Was dürfen Vögel fressen?
Welche Nahrung Vögel bevorzugen, hänge von der Art ab. Weichfutterfresser wie Amsel, Zaunkönig oder Rotkelchen bevorzugen getrocknete Käferlarven, Rosinen oder Haferflocken in Öl, sagt Königs. Auch Birnen und Äpfel als ganze Frucht oder Eicheln können den Vögeln angeboten werden, ergänzt Lea Schmitz. Körnerfresser wie die Meise, Spatzen, Spechte oder Distelfinken lieben Sonnenblumenkerne oder Erdnüsse mit Fett vermengt.
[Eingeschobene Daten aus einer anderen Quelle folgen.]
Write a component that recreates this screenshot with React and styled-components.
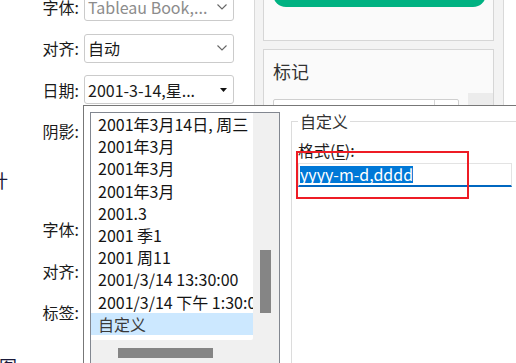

Auch selbstgemachte Meisenknödel seien eine Möglichkeit, sagt Birgit Königs.
Was dürfen Vögel auf keinen Fall bekommen?
„Ein absolutes No-Go ist Brot“, sagt Lea Schmitz. Das Brot kann im Magen der Tiere aufquellen. Es füllt den Magen zwar, aber die Tiere können so nicht genügend fressen und nehmen nicht genügend Nährstoffe auf.
Wie kann man verhindern, dass auch Mäuse die Futterstelle nutzen?
Lea Schmitz rät dazu, den Vögeln nur so viele Körner anzubieten, wie sie auffressen können. Außerdem sollte das Futter morgens nachgefüllt werden. Mäuse sind eher in der Dämmerung aktiv und wenn die Körner schon weggepickt sind, finden die Nager dort kein Futter mehr. Birgit Königs empfiehlt Futtersilos – dort können Mäuse nicht hineinklettern. Außerdem sei bei den Silos kein Futter offen zugänglich, was die Nager anziehen könnte.